Ryan started his freshman year at Fresno State in the Air Force Reserve Officer Training Corps program with thoughts about going into law enforcement. But his path changed, and he considered entering the priesthood. Then he developed an interest in political science, specifically legal reasoning, argumentation and analysis. Critical thinking, he said, was one of the most important things he learned at Fresno State. 

“If you’re going to college and not coming out with critical thinking skills, the ability to articulate and analyze your positions and to understand them, I think your time is wasted,” Ryan said. He rattles off names of professors who challenged him — Dr. Michael Becker, Dr. Jason Kissner and Dr. Yishaiya Abosch. Ryan encourages students to “put yourself in a position where you’ll be challenging what you believe.”

That passion led to many heated discussions at home with his parents, and on campus with other students where Ryan has served as president of the Students for Life organization the past two years. 

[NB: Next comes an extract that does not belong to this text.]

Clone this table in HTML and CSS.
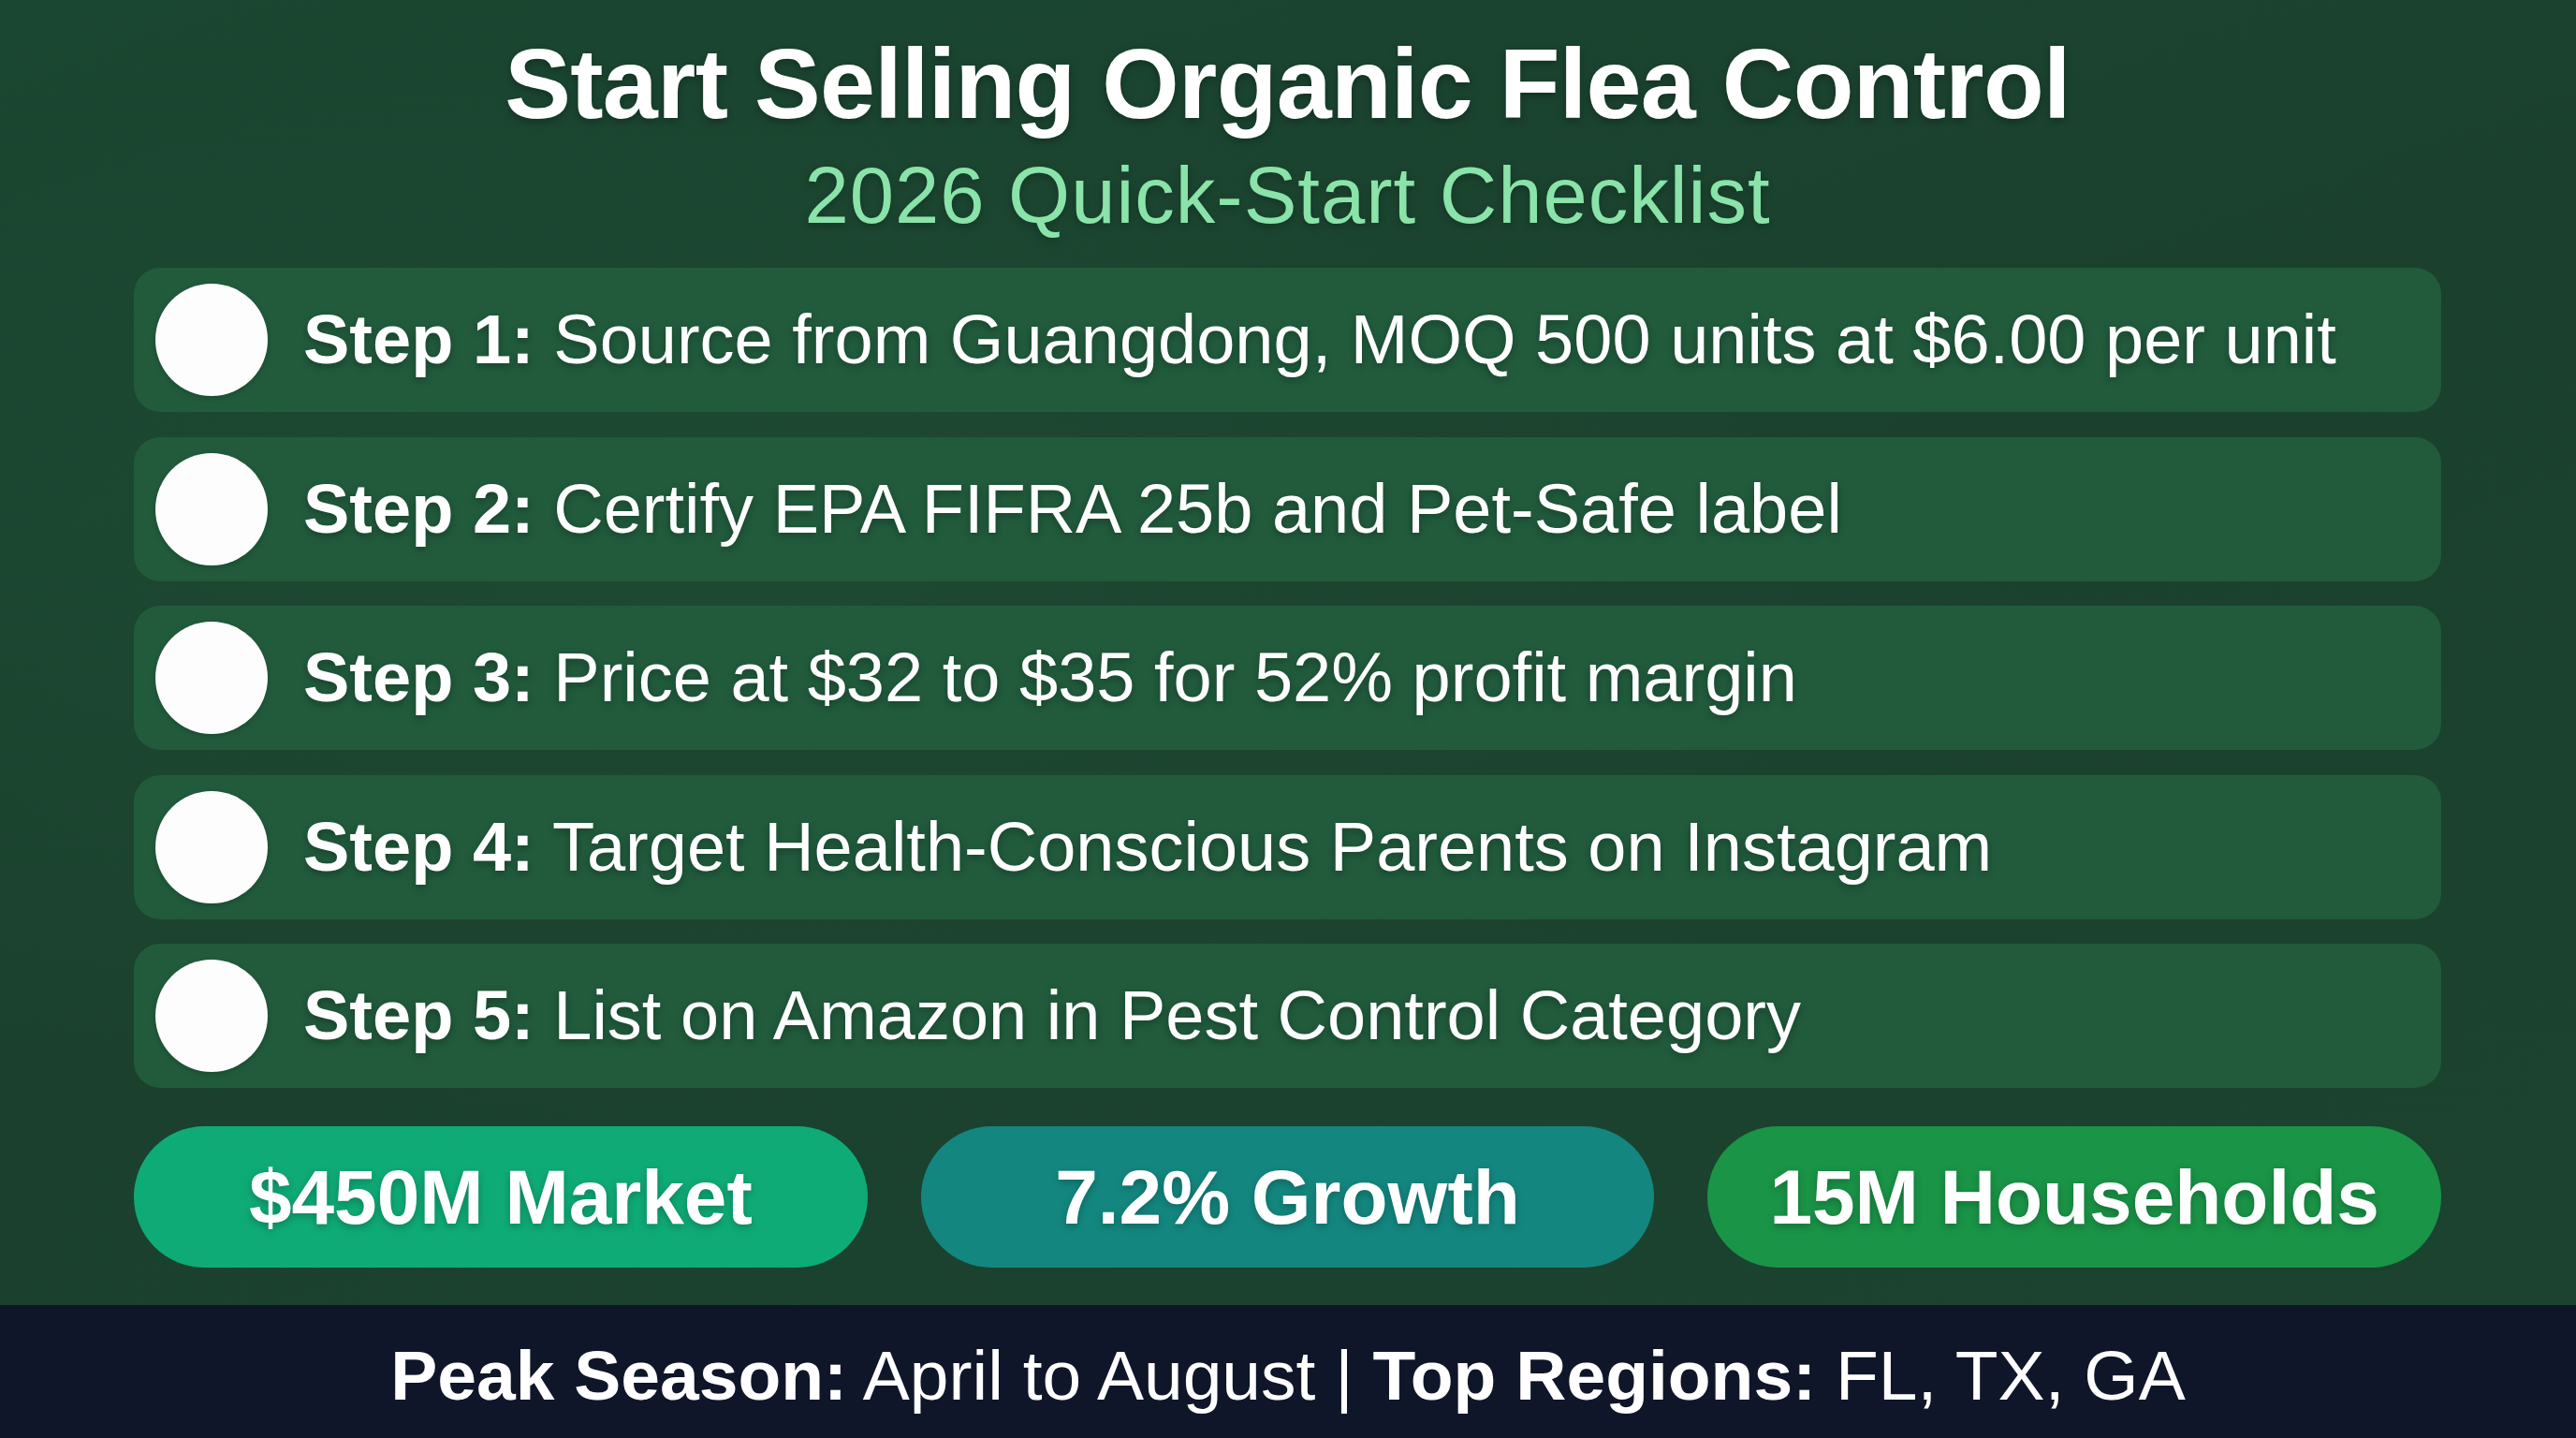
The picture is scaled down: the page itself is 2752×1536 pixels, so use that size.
FILE: index.html
```html
<!DOCTYPE html>
<html lang="en">
<head>
<meta charset="utf-8">
<title>Start Selling Organic Flea Control</title>
<link rel="stylesheet" href="styles.css">
</head>
<body>
<div class="page">
  <main class="main">
    <header class="header">
      <h1 class="title">Start Selling Organic Flea Control</h1>
      <p class="subtitle">2026 Quick-Start Checklist</p>
    </header>
    <ul class="steps">
      <li class="step"><span class="check"></span><span class="step-text"><strong>Step 1:</strong> Source from Guangdong, MOQ 500 units at $6.00 per unit</span></li>
      <li class="step"><span class="check"></span><span class="step-text"><strong>Step 2:</strong> Certify EPA FIFRA 25b and Pet-Safe label</span></li>
      <li class="step"><span class="check"></span><span class="step-text"><strong>Step 3:</strong> Price at $32 to $35 for 52% profit margin</span></li>
      <li class="step"><span class="check"></span><span class="step-text"><strong>Step 4:</strong> Target Health-Conscious Parents on Instagram</span></li>
      <li class="step"><span class="check"></span><span class="step-text"><strong>Step 5:</strong> List on Amazon in Pest Control Category</span></li>
    </ul>
    <div class="stats">
      <div class="stat stat-emerald">$450M Market</div>
      <div class="stat stat-teal">7.2% Growth</div>
      <div class="stat stat-green">15M Households</div>
    </div>
  </main>
  <footer class="footer">
    <p class="footer-text"><strong>Peak Season:</strong> April to August | <strong>Top Regions:</strong> FL, TX, GA</p>
  </footer>
</div>
</body>
</html>
```
FILE: styles.css
```css
* { box-sizing: border-box; }

html, body {
  margin: 0;
  padding: 0;
}

body {
  width: 2752px;
  height: 1536px;
  overflow: hidden;
  font-family: "Liberation Sans", Arial, sans-serif;
  color: #ffffff;
  background: #1a4430;
}

.page {
  width: 2752px;
  height: 1536px;
  display: flex;
  flex-direction: column;
}

.main {
  flex: 1;
  display: flex;
  flex-direction: column;
  padding: 36px 144px 0 143px;
  background:
    radial-gradient(ellipse 70% 60% at 30% 45%, rgba(34, 84, 56, 0.35), rgba(34, 84, 56, 0) 70%),
    linear-gradient(160deg, #1a4731 0%, #1b412e 50%, #1b432f 100%);
}

.header {
  display: flex;
  flex-direction: column;
  align-items: center;
  text-align: center;
}

.title {
  margin: 0;
  font-size: 106px;
  line-height: 1;
  font-weight: 700;
  letter-spacing: -0.7px;
  color: #ffffff;
  text-shadow: 0 3px 8px rgba(0, 0, 0, 0.3);
}

.subtitle {
  margin: 24px 0 0;
  font-size: 85px;
  line-height: 1;
  font-weight: 400;
  letter-spacing: 1px;
  color: #8ae3a9;
  text-shadow: 0 3px 8px rgba(0, 0, 0, 0.25);
}

.steps {
  list-style: none;
  margin: 35px 0 0;
  padding: 0;
  display: flex;
  flex-direction: column;
  gap: 26.5px;
}

.step {
  height: 154px;
  display: flex;
  align-items: center;
  gap: 38px;
  padding-left: 23px;
  border-radius: 28px;
  background: #215b3c;
}

.check {
  flex: none;
  width: 120px;
  height: 120px;
  border-radius: 50%;
  background: #fdfdfd;
  box-shadow: 0 2px 6px rgba(0, 0, 0, 0.2);
}

.step-text {
  font-size: 74px;
  line-height: 1;
  white-space: nowrap;
  color: #ffffff;
  text-shadow: 0 3px 8px rgba(0, 0, 0, 0.3);
}

.step-text strong,
.footer-text strong {
  font-weight: 700;
}

.stats {
  margin-top: 41px;
  display: grid;
  grid-template-columns: repeat(3, 1fr);
  gap: 57px;
}

.stat {
  height: 151px;
  border-radius: 76px;
  display: flex;
  align-items: center;
  justify-content: center;
  font-size: 82px;
  font-weight: 700;
  line-height: 1;
  color: #ffffff;
  text-shadow: 0 3px 8px rgba(0, 0, 0, 0.25);
}

.stat-emerald { background: #0fab77; }
.stat-teal { background: #13877f; }
.stat-green { background: #1a9447; }

.footer {
  flex: none;
  height: 142px;
  display: flex;
  align-items: center;
  justify-content: center;
  padding-top: 9px;
  background: #0f1629;
}

.footer-text {
  margin: 0;
  font-size: 75px;
  line-height: 1;
  white-space: nowrap;
  color: #ffffff;
}
```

“[My parents and I] talk politics and stuff all the time. I like to push discussion, push people’s buttons. It’s not personal, I just want to test your waters,” Ryan said. “It’s an interesting thing to practice. You see what people actually believe, especially with your parents, because these people raised you and you get to see what they actually think.”

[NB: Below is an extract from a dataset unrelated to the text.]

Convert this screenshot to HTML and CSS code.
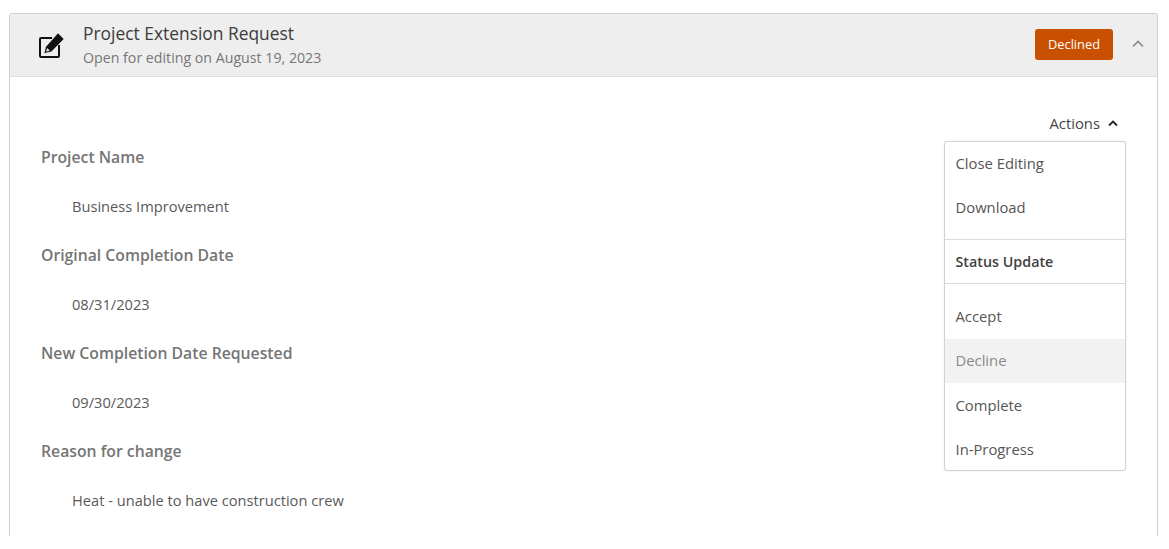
FILE: index.html

```html
<!DOCTYPE html>
<html>
<head>
    <meta charset="utf-8">
    <title>Project Extension Request</title>
    <link rel="stylesheet" href="styles.css">
</head>
<body>
    <div class="card">
        <div class="card-header">
            <svg class="edit-icon" width="27" height="27" viewBox="0 0 27 27">
                <path d="M14 6H3a1 1 0 0 0-1 1v17a1 1 0 0 0 1 1h17a1 1 0 0 0 1-1V13" fill="none" stroke="#111" stroke-width="2"/>
                <path d="M6 21.500l1.700-6.700L20 1l6 6-12.500 12.800zM8.500 19.300l2.800-.8-2-2z" fill="#111" stroke="#eee" stroke-width=".6" fill-rule="evenodd"/>
            </svg>
            <div class="title-block">
                <div class="title">Project Extension Request</div>
                <div class="subtitle">Open for editing on August 19, 2023</div>
            </div>
            <span class="badge">Declined</span>
            <svg class="chevron" width="12" height="8" viewBox="0 0 12 8">
                <path d="M1 6.500l5-5 5 5" fill="none" stroke="#888" stroke-width="1.600"/>
            </svg>
        </div>
        <div class="card-body">
            <div class="actions">
                Actions
                <svg width="10" height="7" viewBox="0 0 10 7">
                    <path d="M1 5.500l4-4 4 4" fill="none" stroke="#222" stroke-width="1.800"/>
                </svg>
            </div>
            <div class="menu">
                <div class="menu-group">
                    <div class="menu-item first">Close Editing</div>
                    <div class="menu-item first">Download</div>
                </div>
                <div class="menu-heading">Status Update</div>
                <div class="menu-group status">
                    <div class="menu-item">Accept</div>
                    <div class="menu-item active">Decline</div>
                    <div class="menu-item lower">Complete</div>
                    <div class="menu-item lower">In-Progress</div>
                </div>
            </div>
            <div class="field-label">Project Name</div>
            <div class="field-value">Business Improvement</div>
            <div class="field-label">Original Completion Date</div>
            <div class="field-value">08/31/2023</div>
            <div class="field-label">New Completion Date Requested</div>
            <div class="field-value">09/30/2023</div>
            <div class="field-label">Reason for change</div>
            <div class="field-value">Heat - unable to have construction crew</div>
        </div>
    </div>
</body>
</html>
```

FILE: styles.css

```css
body {
    margin: 0;
    padding: 13px 11px 13px 9px;
    background: #fff;
    font-family: "Open Sans", "Lato", sans-serif;
    color: #4a4a4a;
}
.card {
    height: 523px;
    box-sizing: border-box;
    border: 1px solid #d0d0d0;
    border-bottom: 0;
    border-radius: 3px 3px 0 0;
}
.card-header {
    display: flex;
    align-items: center;
    height: 60px;
    padding: 0 13px 2px 28px;
    background: #eeeeee;
    border-bottom: 1px solid #dedede;
}
.edit-icon {
    flex: none;
    margin: 2px 18px 0 0;
}
.title-block {
    flex: 1;
    margin-top: 2px;
}
.title {
    font-size: 17.400px;
    line-height: 20px;
    font-weight: 500;
    color: #3c3c3c;
}
.subtitle {
    font-size: 14.200px;
    line-height: 21px;
    margin-top: 4px;
    color: #777;
}
.badge {
    width: 78px;
    height: 31px;
    line-height: 31px;
    text-align: center;
    border-radius: 3px;
    background: #c85000;
    color: #fff;
    font-size: 12.800px;
    font-weight: 500;
}
.chevron {
    margin-left: 19px;
}
.card-body {
    position: relative;
    padding: 70px 31px 0;
}
.actions {
    position: absolute;
    top: 37px;
    right: 39px;
    display: flex;
    align-items: center;
    gap: 8px;
    font-size: 14.800px;
    line-height: 18px;
    color: #444;
}
.menu {
    position: absolute;
    top: 64px;
    right: 31px;
    width: 180px;
    background: #fff;
    border: 1px solid #d2d2d2;
    border-radius: 3px;
    box-shadow: 0 0 2px #e6e6e6;
    font-size: 14.800px;
}
.menu-group {
    padding-bottom: 8px;
}
.menu-item {
    height: 44.300px;
    line-height: 43px;
    padding: 0 10.500px;
    color: #555;
}
.menu-item.first {
    line-height: 43px;
}
.menu-item.lower {
    line-height: 45px;
}
.menu-item.active {
    background: #f2f2f2;
    color: #8a8a8a;
}
.menu-heading {
    height: 43px;
    line-height: 43px;
    padding: 0 10.500px;
    border-top: 1px solid #dcdcdc;
    border-bottom: 1px solid #d8d8d8;
    font-weight: 600;
    font-size: 14.300px;
    color: #3f3f3f;
}
.status {
    padding: 11px 0 0;
    height: 175px;
}
.field-label {
    height: 49px;
    line-height: 20px;
    font-size: 15.750px;
    font-weight: 600;
    color: #757575;
}
.field-value {
    height: 49px;
    line-height: 20px;
    padding-left: 31px;
    font-size: 14.650px;
    color: #5a5a5a;
}
```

Yang and Her know that having educators as parents can be overbearing. They have tried to overcome that by allowing each of their children to find their own way and to solve their own problems while instilling in them a love of education. School, they said, opens up the mind and shapes you into a critical thinker and a better person in the world. 

“I hope wherever he goes … that he always remembers where he comes from and in the end, he goes out and makes a difference in society and in the world,” Yang said. “That’s what we ask for as parents. Whatever you do, go out there and be a good person and make a difference. I think Fresno State has provided that opportunity for him to find himself.”

Yang says Fresno State gave him everything — his education, his wife and his job. Now his two oldest children are part of the Bulldogs family.  

Her admits that Fresno State wasn’t her first choice for college. She wanted to experience life outside of Fresno, but cultural norms at that time kept her close to home. The decision to stay was a blessing, she said. 

“Sometimes certain things and people are put on a path because you’re just meant for other things,” Her said. “I ended up at Fresno State because I was meant to be at Fresno State and do what I needed to do and come back and be involved in the community the way I am.

“I hope, no matter where Ryan goes, I do hope that Fresno State has instilled enough in him that he comes back to this community to serve. It’s needed.”